I'm using the "Platinum SEO pack" plugin, which does a good job of handling URLs that don't quite match the same schema that Wordpress is using - for instance, if you visit http://zhasper.com/linkbloggery
, it'll figure out that you meant the second URL in the list above. Unfortunately, it's not perfect - and my old blog had way too many variations for anything to cope with.
So, I'm going through and doing what I can to fix the low-hanging fruit. URLs in the second form, /YYYY/MM/title, already work fine. URLs in the first form need to have the /zhasper/
removed, and need all the _
s turned into -
s. I accomplish both of these through a bit of RewriteRule magic:
RewriteEngine On
RewriteBase /
RewriteRule zhasper/(.*) /$1 [R=301,L]
RewriteRule (.*)_(.*) $1-$2 [R=301,L]
This is quite definitely not the neatest way to achieve this. In the example above, it requires three excess round-trips between the server and the browser:
- Browser requests /zhasper/harry_potter_done
- Server sends a redirect to /harry_potter_done
- Browser requests /harry_potter_done
- Server sends a redirect to /harry_potter-done
- Browser requests /harry_potter-done
- Server sends a redirect to /harry-potter-done
- Browser requests /harry-potter-done
- Server sends a redirect to /2007/07/harry-potter-done/
- Browser requests /2007/07/harry-potter-done/
- Server sends actual content
The 301 in the RewriteRule means that the server tells the client that this is a permanent redirect - the content will never be at the old address, please update your bookmarks. This doesn't make much difference to your browser - but crawlers such as Google should use this as a signal to update their index, and send any link-love directed at the old link to the new link.

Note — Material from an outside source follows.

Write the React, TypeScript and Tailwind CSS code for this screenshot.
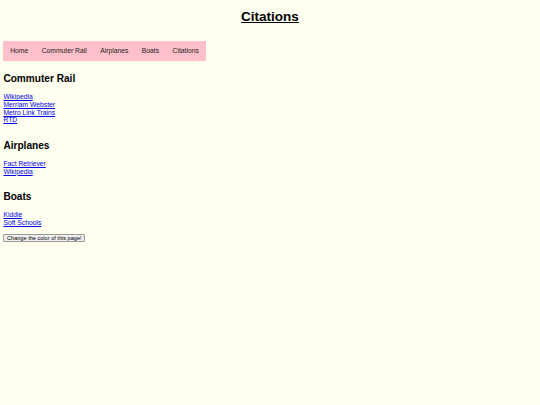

If you didn't have the redirect at all, Google wouldn't know that /zhasper/harry_potter_done
and /2007/07/harry-potter-done
were the same page - it would think that the latter was just a more-recently-seen page which mysteriously had similar content to the old page.
If you go with a temporary redirect (by just using R
on its own, or by stipulating [R=302]
, Google won't know to update its index: it will still come back later and check the old URL, just in case the page has moved back there.
There are definitely better ways to achieve this - suggested enhancements are welcome :)